Obama's current framing also reflects a narrow conception of American interests, and the relation of these interests to our values. The decision to stand and fight is an active humanitarian and political decision. It is based in the understanding (an understanding that the president himself acknowledged last night, later in his statement when he finally explained that “when we face a situation like we do on that mountain… and when we have the unique capabilities to help avert a massacre, then I believe the United States of America cannot turn a blind eye”) that America’s awesome military power comes with the responsibility to act to prevent catastrophic acts of evil. And it also recognizes that America’s place in the world means our interests and values are not easily separated. A world in which ethnic minorities are annihilated and our key allies are overwhelmed is a world less safe for America. But the administration’s decision to base our intervention on the protection of American personnel obscures that truth. And it is a truth the American people may need to hear clearly.

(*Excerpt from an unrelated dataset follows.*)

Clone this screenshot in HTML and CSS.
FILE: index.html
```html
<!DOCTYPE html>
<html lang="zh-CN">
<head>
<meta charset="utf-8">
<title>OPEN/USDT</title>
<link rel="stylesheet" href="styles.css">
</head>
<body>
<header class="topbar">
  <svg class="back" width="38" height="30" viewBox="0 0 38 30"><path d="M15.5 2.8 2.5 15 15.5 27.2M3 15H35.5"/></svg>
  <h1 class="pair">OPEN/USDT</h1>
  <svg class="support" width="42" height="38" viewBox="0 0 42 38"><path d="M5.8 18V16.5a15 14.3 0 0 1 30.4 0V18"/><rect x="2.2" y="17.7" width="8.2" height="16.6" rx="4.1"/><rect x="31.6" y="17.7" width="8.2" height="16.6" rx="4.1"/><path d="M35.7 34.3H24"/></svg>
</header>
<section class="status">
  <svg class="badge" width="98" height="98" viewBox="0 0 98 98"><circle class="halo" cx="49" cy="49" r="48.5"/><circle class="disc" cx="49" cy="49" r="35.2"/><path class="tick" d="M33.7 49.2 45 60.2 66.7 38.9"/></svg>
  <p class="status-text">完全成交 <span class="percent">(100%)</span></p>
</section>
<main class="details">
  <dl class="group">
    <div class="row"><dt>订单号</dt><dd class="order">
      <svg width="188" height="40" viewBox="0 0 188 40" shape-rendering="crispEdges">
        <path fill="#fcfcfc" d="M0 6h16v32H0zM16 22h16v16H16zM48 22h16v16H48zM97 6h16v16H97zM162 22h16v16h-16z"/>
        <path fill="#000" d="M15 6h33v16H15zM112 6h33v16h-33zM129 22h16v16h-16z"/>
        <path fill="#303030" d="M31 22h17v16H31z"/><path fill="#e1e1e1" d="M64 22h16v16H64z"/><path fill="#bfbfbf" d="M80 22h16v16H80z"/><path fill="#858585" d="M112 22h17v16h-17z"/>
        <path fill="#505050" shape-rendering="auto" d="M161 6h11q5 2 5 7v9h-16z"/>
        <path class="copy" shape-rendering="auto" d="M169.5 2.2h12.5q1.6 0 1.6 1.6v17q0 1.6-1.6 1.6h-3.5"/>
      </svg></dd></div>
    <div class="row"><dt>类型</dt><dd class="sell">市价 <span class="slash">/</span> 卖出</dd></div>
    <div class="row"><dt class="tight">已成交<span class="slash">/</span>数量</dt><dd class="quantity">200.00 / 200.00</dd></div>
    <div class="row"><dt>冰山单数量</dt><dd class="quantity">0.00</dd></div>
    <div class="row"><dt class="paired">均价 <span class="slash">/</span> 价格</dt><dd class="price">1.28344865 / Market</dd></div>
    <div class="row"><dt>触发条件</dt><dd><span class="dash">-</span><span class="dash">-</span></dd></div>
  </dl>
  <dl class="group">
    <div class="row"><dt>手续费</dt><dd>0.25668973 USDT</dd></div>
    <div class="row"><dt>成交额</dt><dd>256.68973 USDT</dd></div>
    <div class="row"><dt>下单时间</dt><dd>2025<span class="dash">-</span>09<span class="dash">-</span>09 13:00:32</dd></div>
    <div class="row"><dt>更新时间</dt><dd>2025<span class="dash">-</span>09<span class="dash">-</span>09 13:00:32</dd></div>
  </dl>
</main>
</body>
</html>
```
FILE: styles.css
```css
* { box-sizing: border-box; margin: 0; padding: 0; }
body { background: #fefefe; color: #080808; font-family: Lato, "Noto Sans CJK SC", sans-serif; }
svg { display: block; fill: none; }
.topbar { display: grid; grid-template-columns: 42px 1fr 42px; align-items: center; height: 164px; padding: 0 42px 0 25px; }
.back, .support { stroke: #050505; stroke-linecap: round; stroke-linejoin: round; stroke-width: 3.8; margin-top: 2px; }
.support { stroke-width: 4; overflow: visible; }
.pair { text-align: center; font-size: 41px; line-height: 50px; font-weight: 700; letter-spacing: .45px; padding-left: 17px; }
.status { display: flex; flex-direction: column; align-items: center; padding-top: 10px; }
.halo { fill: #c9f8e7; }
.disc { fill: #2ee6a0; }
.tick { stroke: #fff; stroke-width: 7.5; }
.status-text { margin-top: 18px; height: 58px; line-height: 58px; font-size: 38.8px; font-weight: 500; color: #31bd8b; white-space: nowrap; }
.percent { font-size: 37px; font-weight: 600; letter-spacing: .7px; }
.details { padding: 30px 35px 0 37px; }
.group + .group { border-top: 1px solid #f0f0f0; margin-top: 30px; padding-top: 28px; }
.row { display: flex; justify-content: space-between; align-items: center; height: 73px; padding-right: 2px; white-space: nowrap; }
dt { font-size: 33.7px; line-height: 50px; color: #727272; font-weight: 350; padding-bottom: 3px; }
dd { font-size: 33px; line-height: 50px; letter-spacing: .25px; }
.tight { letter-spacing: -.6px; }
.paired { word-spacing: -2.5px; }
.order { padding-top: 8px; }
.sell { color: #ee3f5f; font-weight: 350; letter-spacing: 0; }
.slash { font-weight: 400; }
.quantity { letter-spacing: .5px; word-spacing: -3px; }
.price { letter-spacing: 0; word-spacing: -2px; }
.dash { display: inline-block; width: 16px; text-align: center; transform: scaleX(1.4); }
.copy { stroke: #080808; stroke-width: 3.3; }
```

In the midst of military action, Obama’s impulse to return war-making powers to Congress is admirable. And his commitment to restraining the unchecked military authority of the presidency is understandable. But when those commitments lead him to misrepresent his motivations and priorities to the American people, however slightly, he is making a mistake. We should be clear-eyed, and proud, about what this intervention is and on what legal basis it stands: This is an intervention to protect minorities and allies against the advance of a genocidal enemy. We are intervening in defense of sacred American values that have become inextricably bound up with American interests. Without the time for congressional authorization, Obama has ordered that intervention unilaterally. He need apologize for none of that.